** Begin Supplied material **

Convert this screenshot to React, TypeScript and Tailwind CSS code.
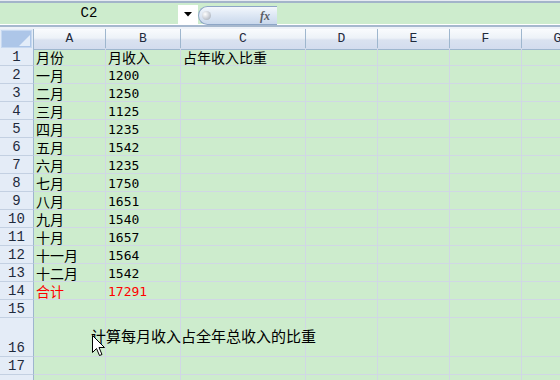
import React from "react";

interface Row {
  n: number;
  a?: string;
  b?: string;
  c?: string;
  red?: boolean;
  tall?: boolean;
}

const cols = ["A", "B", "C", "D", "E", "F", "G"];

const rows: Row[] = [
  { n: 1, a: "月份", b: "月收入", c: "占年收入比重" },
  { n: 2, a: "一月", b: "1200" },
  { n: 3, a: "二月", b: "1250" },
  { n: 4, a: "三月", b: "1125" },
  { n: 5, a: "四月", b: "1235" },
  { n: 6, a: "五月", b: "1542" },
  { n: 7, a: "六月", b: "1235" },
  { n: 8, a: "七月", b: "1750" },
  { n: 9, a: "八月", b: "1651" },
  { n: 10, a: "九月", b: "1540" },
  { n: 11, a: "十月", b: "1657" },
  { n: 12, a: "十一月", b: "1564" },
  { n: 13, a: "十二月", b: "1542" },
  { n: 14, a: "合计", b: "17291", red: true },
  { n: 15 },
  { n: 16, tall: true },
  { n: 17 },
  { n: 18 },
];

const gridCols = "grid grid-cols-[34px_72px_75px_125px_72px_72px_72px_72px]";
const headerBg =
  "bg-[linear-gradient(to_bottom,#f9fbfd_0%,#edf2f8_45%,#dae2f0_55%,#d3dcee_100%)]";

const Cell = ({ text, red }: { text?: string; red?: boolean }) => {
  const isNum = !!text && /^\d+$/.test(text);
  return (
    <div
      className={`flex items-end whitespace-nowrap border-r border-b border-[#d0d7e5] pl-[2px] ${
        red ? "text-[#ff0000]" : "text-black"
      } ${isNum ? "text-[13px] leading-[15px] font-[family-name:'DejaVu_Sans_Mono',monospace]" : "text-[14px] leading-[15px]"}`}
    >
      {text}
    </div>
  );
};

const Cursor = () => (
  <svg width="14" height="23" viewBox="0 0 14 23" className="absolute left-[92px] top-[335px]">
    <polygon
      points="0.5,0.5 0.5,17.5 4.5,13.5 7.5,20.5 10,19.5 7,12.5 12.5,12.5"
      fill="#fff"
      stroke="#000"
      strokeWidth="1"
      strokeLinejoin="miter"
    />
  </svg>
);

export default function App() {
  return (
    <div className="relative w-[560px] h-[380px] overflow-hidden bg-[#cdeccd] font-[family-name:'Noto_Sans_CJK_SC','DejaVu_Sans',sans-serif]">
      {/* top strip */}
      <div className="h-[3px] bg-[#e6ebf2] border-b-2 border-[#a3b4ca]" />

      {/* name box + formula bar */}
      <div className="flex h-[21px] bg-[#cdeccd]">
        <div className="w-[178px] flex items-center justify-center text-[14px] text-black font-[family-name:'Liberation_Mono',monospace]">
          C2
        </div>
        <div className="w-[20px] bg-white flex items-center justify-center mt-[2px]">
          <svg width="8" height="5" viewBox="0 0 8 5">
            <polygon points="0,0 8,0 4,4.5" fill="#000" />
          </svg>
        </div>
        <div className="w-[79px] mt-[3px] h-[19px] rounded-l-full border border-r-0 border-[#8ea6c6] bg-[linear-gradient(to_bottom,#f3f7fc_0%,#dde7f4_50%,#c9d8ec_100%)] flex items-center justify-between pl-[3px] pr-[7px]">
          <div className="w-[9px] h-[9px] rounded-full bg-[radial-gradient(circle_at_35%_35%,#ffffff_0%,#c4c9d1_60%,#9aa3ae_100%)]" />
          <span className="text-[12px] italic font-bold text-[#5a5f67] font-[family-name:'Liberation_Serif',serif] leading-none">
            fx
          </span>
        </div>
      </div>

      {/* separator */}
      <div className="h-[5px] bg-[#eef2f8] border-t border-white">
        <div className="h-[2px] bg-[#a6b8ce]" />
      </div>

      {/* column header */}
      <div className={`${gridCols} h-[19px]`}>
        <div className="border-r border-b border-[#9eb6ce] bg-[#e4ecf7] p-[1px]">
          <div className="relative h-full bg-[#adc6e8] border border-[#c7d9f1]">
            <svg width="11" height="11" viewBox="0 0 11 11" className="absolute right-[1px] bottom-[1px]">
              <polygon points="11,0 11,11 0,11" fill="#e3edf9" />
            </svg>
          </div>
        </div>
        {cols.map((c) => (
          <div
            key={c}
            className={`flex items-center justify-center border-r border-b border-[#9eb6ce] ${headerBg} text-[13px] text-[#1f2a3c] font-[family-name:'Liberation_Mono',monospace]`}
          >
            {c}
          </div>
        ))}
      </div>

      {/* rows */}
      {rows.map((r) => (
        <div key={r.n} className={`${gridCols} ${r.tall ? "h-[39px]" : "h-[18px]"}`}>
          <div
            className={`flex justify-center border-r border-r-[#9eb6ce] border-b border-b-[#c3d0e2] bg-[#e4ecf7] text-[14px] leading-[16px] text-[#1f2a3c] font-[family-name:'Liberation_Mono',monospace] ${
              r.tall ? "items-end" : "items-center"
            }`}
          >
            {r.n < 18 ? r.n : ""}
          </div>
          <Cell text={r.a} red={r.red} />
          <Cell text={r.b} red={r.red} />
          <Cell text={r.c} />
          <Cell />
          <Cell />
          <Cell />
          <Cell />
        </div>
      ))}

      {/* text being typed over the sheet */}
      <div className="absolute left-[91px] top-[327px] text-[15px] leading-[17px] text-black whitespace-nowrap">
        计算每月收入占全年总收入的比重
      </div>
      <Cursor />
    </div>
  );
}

** End Supplied material **

## The request
All of the material above should be reproduced exactly, except the pictures.

## Written reply
Convert this screenshot to React, TypeScript and Tailwind CSS code.
import React from "react";

interface Row {
  n: number;
  a?: string;
  b?: string;
  c?: string;
  red?: boolean;
  tall?: boolean;
}

const cols = ["A", "B", "C", "D", "E", "F", "G"];

const rows: Row[] = [
  { n: 1, a: "月份", b: "月收入", c: "占年收入比重" },
  { n: 2, a: "一月", b: "1200" },
  { n: 3, a: "二月", b: "1250" },
  { n: 4, a: "三月", b: "1125" },
  { n: 5, a: "四月", b: "1235" },
  { n: 6, a: "五月", b: "1542" },
  { n: 7, a: "六月", b: "1235" },
  { n: 8, a: "七月", b: "1750" },
  { n: 9, a: "八月", b: "1651" },
  { n: 10, a: "九月", b: "1540" },
  { n: 11, a: "十月", b: "1657" },
  { n: 12, a: "十一月", b: "1564" },
  { n: 13, a: "十二月", b: "1542" },
  { n: 14, a: "合计", b: "17291", red: true },
  { n: 15 },
  { n: 16, tall: true },
  { n: 17 },
  { n: 18 },
];

const gridCols = "grid grid-cols-[34px_72px_75px_125px_72px_72px_72px_72px]";
const headerBg =
  "bg-[linear-gradient(to_bottom,#f9fbfd_0%,#edf2f8_45%,#dae2f0_55%,#d3dcee_100%)]";

const Cell = ({ text, red }: { text?: string; red?: boolean }) => {
  const isNum = !!text && /^\d+$/.test(text);
  return (
    <div
      className={`flex items-end whitespace-nowrap border-r border-b border-[#d0d7e5] pl-[2px] ${
        red ? "text-[#ff0000]" : "text-black"
      } ${isNum ? "text-[13px] leading-[15px] font-[family-name:'DejaVu_Sans_Mono',monospace]" : "text-[14px] leading-[15px]"}`}
    >
      {text}
    </div>
  );
};

const Cursor = () => (
  <svg width="14" height="23" viewBox="0 0 14 23" className="absolute left-[92px] top-[335px]">
    <polygon
      points="0.5,0.5 0.5,17.5 4.5,13.5 7.5,20.5 10,19.5 7,12.5 12.5,12.5"
      fill="#fff"
      stroke="#000"
      strokeWidth="1"
      strokeLinejoin="miter"
    />
  </svg>
);

export default function App() {
  return (
    <div className="relative w-[560px] h-[380px] overflow-hidden bg-[#cdeccd] font-[family-name:'Noto_Sans_CJK_SC','DejaVu_Sans',sans-serif]">
      {/* top strip */}
      <div className="h-[3px] bg-[#e6ebf2] border-b-2 border-[#a3b4ca]" />

      {/* name box + formula bar */}
      <div className="flex h-[21px] bg-[#cdeccd]">
        <div className="w-[178px] flex items-center justify-center text-[14px] text-black font-[family-name:'Liberation_Mono',monospace]">
          C2
        </div>
        <div className="w-[20px] bg-white flex items-center justify-center mt-[2px]">
          <svg width="8" height="5" viewBox="0 0 8 5">
            <polygon points="0,0 8,0 4,4.5" fill="#000" />
          </svg>
        </div>
        <div className="w-[79px] mt-[3px] h-[19px] rounded-l-full border border-r-0 border-[#8ea6c6] bg-[linear-gradient(to_bottom,#f3f7fc_0%,#dde7f4_50%,#c9d8ec_100%)] flex items-center justify-between pl-[3px] pr-[7px]">
          <div className="w-[9px] h-[9px] rounded-full bg-[radial-gradient(circle_at_35%_35%,#ffffff_0%,#c4c9d1_60%,#9aa3ae_100%)]" />
          <span className="text-[12px] italic font-bold text-[#5a5f67] font-[family-name:'Liberation_Serif',serif] leading-none">
            fx
          </span>
        </div>
      </div>

      {/* separator */}
      <div className="h-[5px] bg-[#eef2f8] border-t border-white">
        <div className="h-[2px] bg-[#a6b8ce]" />
      </div>

      {/* column header */}
      <div className={`${gridCols} h-[19px]`}>
        <div className="border-r border-b border-[#9eb6ce] bg-[#e4ecf7] p-[1px]">
          <div className="relative h-full bg-[#adc6e8] border border-[#c7d9f1]">
            <svg width="11" height="11" viewBox="0 0 11 11" className="absolute right-[1px] bottom-[1px]">
              <polygon points="11,0 11,11 0,11" fill="#e3edf9" />
            </svg>
          </div>
        </div>
        {cols.map((c) => (
          <div
            key={c}
            className={`flex items-center justify-center border-r border-b border-[#9eb6ce] ${headerBg} text-[13px] text-[#1f2a3c] font-[family-name:'Liberation_Mono',monospace]`}
          >
            {c}
          </div>
        ))}
      </div>

      {/* rows */}
      {rows.map((r) => (
        <div key={r.n} className={`${gridCols} ${r.tall ? "h-[39px]" : "h-[18px]"}`}>
          <div
            className={`flex justify-center border-r border-r-[#9eb6ce] border-b border-b-[#c3d0e2] bg-[#e4ecf7] text-[14px] leading-[16px] text-[#1f2a3c] font-[family-name:'Liberation_Mono',monospace] ${
              r.tall ? "items-end" : "items-center"
            }`}
          >
            {r.n < 18 ? r.n : ""}
          </div>
          <Cell text={r.a} red={r.red} />
          <Cell text={r.b} red={r.red} />
          <Cell text={r.c} />
          <Cell />
          <Cell />
          <Cell />
          <Cell />
        </div>
      ))}

      {/* text being typed over the sheet */}
      <div className="absolute left-[91px] top-[327px] text-[15px] leading-[17px] text-black whitespace-nowrap">
        计算每月收入占全年总收入的比重
      </div>
      <Cursor />
    </div>
  );
}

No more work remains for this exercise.